Frequently asked questions

What is the average mid-level software engineer salary in the US?

The average mid-level software engineer salary in the broad U.S. market sits roughly around the BLS median of $133,080 for software developers, with most mid-level roles ranging from about $100,000 to $140,000. At large tech companies, mid-level total compensation is substantially higher, often $180,000 to $250,000 or more once equity is included.

How long does it take to go from junior to mid-level?

For most engineers it takes about two to five years, though it depends far more on the scope of work you take on than on time served. Engineers who ship features end to end and reduce the load on senior teammates often reach mid-level function well before the typical timeline, and their pay usually catches up shortly after.

Do bootcamp grads earn less than computer science graduates?

In the first role, sometimes yes, because a degree can open doors at companies that filter on credentials. But that gap tends to close quickly. By the mid-level stage, your track record of shipped work matters far more than how you learned to code, and many bootcamp grads out-earn degree holders who stopped growing.

Is it better to switch companies or wait for an internal promotion?

Switching companies often produces a larger salary jump because external offers benchmark to current market rates, while internal raises anchor to your existing salary. That said, staying can be worth it if you are learning fast and building domain ownership. Even then, a competing offer is the most effective way to accelerate an internal raise.

How much does location affect a mid-level software engineer salary?

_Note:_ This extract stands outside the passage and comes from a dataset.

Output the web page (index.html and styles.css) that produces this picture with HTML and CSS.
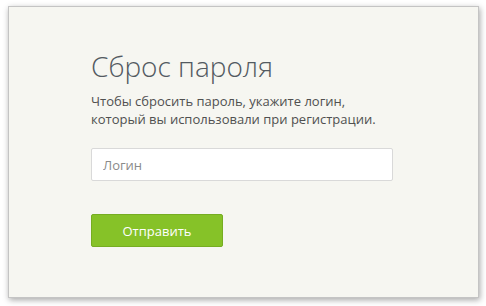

A lot. The same mid-level role can pay 30 to 50 percent more in a major tech hub than in a smaller market. Remote roles blur this line, since some companies pay national or hub-level bands regardless of where you live, which is the core idea behind remote salary arbitrage.

The bottom line

The bootcamp-to-mid journey is where your earning power is actually decided. The first offer is a starting line, not a verdict. Focus your first two years on shipping real work, owning a domain, and building the track record that makes the level jump obvious. The mid-level software engineer salary you are aiming for is not a matter of luck. It is the predictable result of becoming the kind of engineer companies compete to keep.